She was a board member of Colectivo Alejandría, a trans advocacy group that is based in the Salvadoran capital of San Salvador. Méndez was also a member of the Salvadoran Human Rights Defenders Network and worked to prevent the spread of HIV in the Central American country.
Méndez was murdered on May 31, 2015, while she was a visiting a friend’s home in the city of Sonsonate, which is roughly 40 miles west of San Salvador. The first thing that I saw on Monday afternoon when I walked into Colectivo Alejandría’s offices in San Salvador’s Magaña neighborhood was a large banner with pictures of Méndez that honored her life.
“With us forever,” it reads.
Violence is an all too common part of life in El Salvador, which has one of the world’s highest murder rates. The situation is even more dire for LGB Salvadorans and especially trans men and women who are marginalized socially, politically and economically.
Colectivo Alejandría President Karla Guevara told me that Méndez is among the 18 trans women who are known to have been killed in El Salvador in 2015. Guevara also highlighted other cases, which includes a group of pandillas (gang members) who killed a gay couple in a youth detention facility because they saw them having sex.
I interviewed Espacio de Mujeres Lesbianas por la Diversidad (ESMULES) Executive Director Andrea Ayala, volunteers with Generación de Hombres Trans de El Salvador and Nicolás Rodríguez of the gay blog/website El Salvador G earlier in the day. They all talked about the violence that inflicts such a heavy toll on their community.

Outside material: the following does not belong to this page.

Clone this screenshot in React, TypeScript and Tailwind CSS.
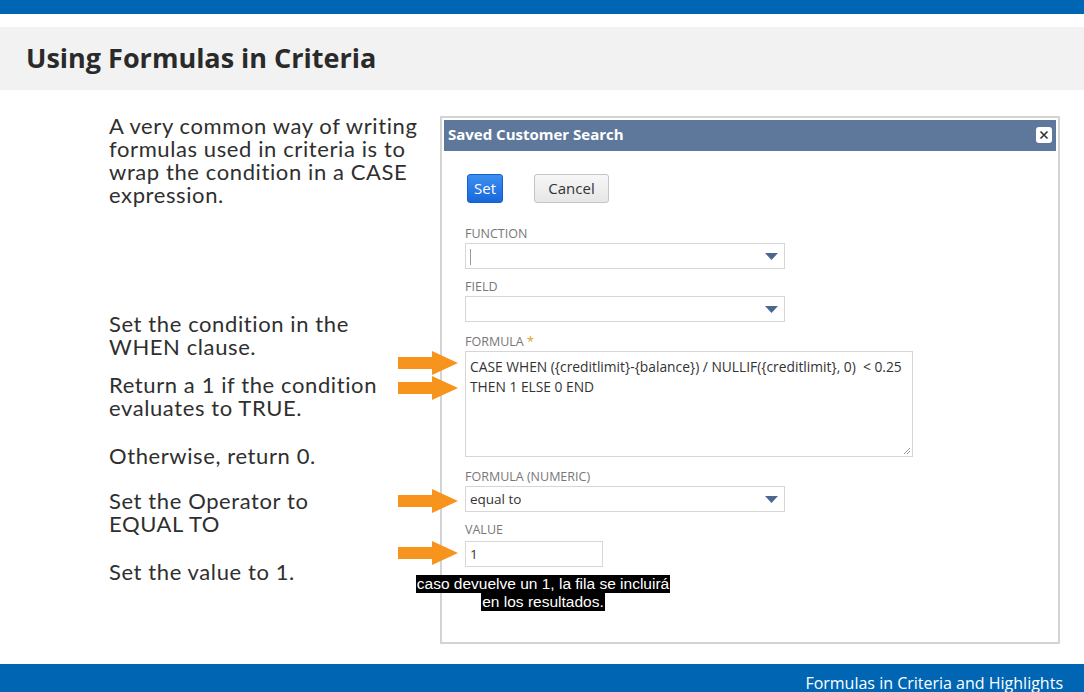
import React from "react";

const proxima = { fontFamily: "Lato, 'Open Sans', sans-serif" };
const ui = { fontFamily: "'Open Sans', 'Noto Sans', sans-serif" };

function Arrow({ top }: { top: number }) {
  return (
    <svg
      className="absolute left-[398px]"
      style={{ top }}
      width="60"
      height="24"
      viewBox="0 0 60 24"
    >
      <rect x="0" y="6" width="38" height="12" fill="#f7941d" />
      <polygon points="34,0 60,12 34,24" fill="#f7941d" />
    </svg>
  );
}

function Caret() {
  return (
    <svg width="13" height="7" viewBox="0 0 13 7" className="mr-[6px]">
      <polygon points="0,0 13,0 6.5,7" fill="#4a6790" />
    </svg>
  );
}

function Label({ children, className = "" }: { children: React.ReactNode; className?: string }) {
  return (
    <div className={`text-[12.5px] leading-[16px] text-[#777] ${className}`}>{children}</div>
  );
}

function Select({ children, className = "" }: { children?: React.ReactNode; className?: string }) {
  return (
    <div
      className={`flex items-center justify-between w-[320px] h-[26px] border border-[#d6d6d6] bg-white pl-[4px] text-[13.5px] text-[#333] ${className}`}
    >
      <span>{children}</span>
      <Caret />
    </div>
  );
}

const leftBlocks: { text: string[]; mt: number }[] = [
  { text: ["A very common way of writing", "formulas used in criteria is to", "wrap the condition in a CASE", "expression."], mt: 24 },
  { text: ["Set the condition in the", "WHEN clause."], mt: 106 },
  { text: ["Return a 1 if the condition", "evaluates to TRUE."], mt: 15 },
  { text: ["Otherwise, return 0."], mt: 25 },
  { text: ["Set the Operator to", "EQUAL TO"], mt: 22 },
  { text: ["Set the value to 1."], mt: 25 },
];

export default function App() {
  return (
    <div className="w-[1084px] h-[692px] bg-white overflow-hidden flex flex-col relative">
      <div className="h-[14px] shrink-0 bg-[#0066b3]" />
      <div className="h-[13px] shrink-0 bg-white" />
      <div className="h-[63px] shrink-0 bg-[#f2f2f2] flex items-center pl-[26px]">
        <h1 className="text-[27px] font-bold text-[#2a2a2a]" style={ui}>
          Using Formulas in Criteria
        </h1>
      </div>

      <div className="relative flex h-[574px] shrink-0">
        <div
          className="w-[440px] pl-[109px] text-[22px] leading-[23px] tracking-[0.6px] text-[#2f2f2f]"
          style={proxima}
        >
          {leftBlocks.map((b, i) => (
            <div key={i} style={{ marginTop: b.mt }}>
              {b.text.map((t) => (
                <div key={t}>{t}</div>
              ))}
            </div>
          ))}
        </div>

        <div
          className="mt-[26px] w-[620px] h-[528px] border-2 border-[#d3d3d3] p-[2px] bg-white"
          style={ui}
        >
          <div className="h-[31px] bg-[#5e789c] flex items-center justify-between pl-[4px] pr-[4px] pb-[2px]">
            <span className="text-white font-bold text-[15px]">Saved Customer Search</span>
            <div className="w-[16px] h-[16px] bg-white rounded-[3px] flex items-center justify-center">
              <svg width="10" height="10" viewBox="0 0 10 10">
                <path d="M1.5 1.5 L8.5 8.5 M8.5 1.5 L1.5 8.5" stroke="#333" strokeWidth="1.6" />
              </svg>
            </div>
          </div>

          <div className="pl-[21px]">
            <div className="flex gap-[31px] mt-[23px] pl-[2px]">
              <button className="h-[29px] w-[36px] rounded-[3px] bg-gradient-to-b from-[#3d8ef0] to-[#1668dc] border border-[#1560c8] text-white text-[15px]">
                Set
              </button>
              <button className="h-[29px] w-[75px] rounded-[3px] bg-gradient-to-b from-[#f7f7f7] to-[#e6e6e6] border border-[#c4c4c4] text-[#333] text-[15px]">
                Cancel
              </button>
            </div>

            <Label className="mt-[23px] mb-[1px]">FUNCTION</Label>
            <Select>
              <span className="inline-block w-[1px] h-[16px] bg-[#999] align-middle" />
            </Select>

            <Label className="mt-[10px] mb-[1px]">FIELD</Label>
            <Select />

            <Label className="mt-[12px] mb-[1px]">
              FORMULA <span className="text-[#e0a020]">*</span>
            </Label>
            <div className="relative w-[448px] h-[106px] border border-[#d6d6d6] pl-[4px] pt-[5px] text-[13.8px] leading-[20px] text-[#333]">
              <div>CASE WHEN ({"{"}creditlimit{"}"}-{"{"}balance{"}"}) / NULLIF({"{"}creditlimit{"}"}, 0)&nbsp; &lt; 0.25</div>
              <div>THEN 1 ELSE 0 END</div>
              <svg className="absolute right-[1px] bottom-[1px]" width="9" height="9" viewBox="0 0 9 9">
                <path d="M8 2 L2 8 M8 5 L5 8" stroke="#999" strokeWidth="1" />
              </svg>
            </div>

            <Label className="mt-[12px] mb-[1px]">FORMULA (NUMERIC)</Label>
            <Select>equal to</Select>

            <Label className="mt-[10px] mb-[3px]">VALUE</Label>
            <div className="w-[138px] h-[26px] border border-[#d6d6d6] pl-[4px] text-[13.5px] text-[#333] flex items-center">
              1
            </div>
          </div>
        </div>

        <Arrow top={261} />
        <Arrow top={286} />
        <Arrow top={399} />
        <Arrow top={451} />

        <div
          className="absolute left-[386px] top-[485px] w-[314px] flex flex-col items-center text-[15.5px] leading-[18px] text-white"
          style={{ fontFamily: "'Liberation Sans', Arial, sans-serif" }}
        >
          <span className="bg-black px-[1px]">caso devuelve un 1, la fila se incluirá</span>
          <span className="bg-black px-[1px]">en los resultados.</span>
        </div>
      </div>

      <div className="h-[28px] shrink-0 bg-[#0066b3] flex items-center justify-end pr-[21px] pt-[11px]">
        <span className="text-white text-[16px] leading-[17px]" style={ui}>
          Formulas in Criteria and Highlights
        </span>
      </div>
    </div>
  );
}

Access to a car or a job that does not involve sex work could very well mean the difference between life and death for a trans Salvadoran woman or a gay man who is perceived to be too effeminate. Many of these people feel as though they have no other option than to leave the country and migrate to the U.S.
One can easily conclude that President Trump did not take into account the plight of LGBT Salvadorans and the hundreds of thousands of other people from Central America who are fleeing violence when he signed his executive order that spurs construction of a wall along the U.S.-Mexico border.
These migrants sin papeles (without papers) are not rapists, drug dealers or criminals. They are human beings, and one should not be neutral on this point. The activists with whom I spoke on Monday said the wall could have disastrous consequences for LGBT Salvadorans who see the U.S. as the only place where they can live and work without the fear of violence because of their sexual orientation or gender identity.
“It is a concern,” said Guevara.
Ayala was far more defiant.
“We are all Mexicans,” she said.
My status as a gay white man from abroad afforded me a lot of privilege in El Salvador. It allowed me to stay in a secure hotel in a good neighborhood and use taxis and car services that insulated me from the insecurity and violence that many LGBT Salvadorans face.
My friend on Sunday drove me to El Tunco, a beach on the Pacific Ocean that is less than an hour south of San Salvador. We spent the afternoon at a beachside restaurant eating local seafood, drinking Salvadoran beer, watching the surfers and enjoying the first half of the Super Bowl and Lady Gaga’s half time show. We were relaxed and felt safe throughout the entire afternoon.
The worst parts of my trip to El Salvador were the long line to pass through customs at San Salvador’s international airport and the stifling heat that greeted me once I walked outside, the Salvadoran capital’s horrendous traffic and the hotel Wi-Fi that periodically stopped working as it did while I was writing this article in my room. These problems, however, are beyond trivial compared to the life and death struggles that many LGBT Salvadorans face everyday in this beautiful yet troubled country.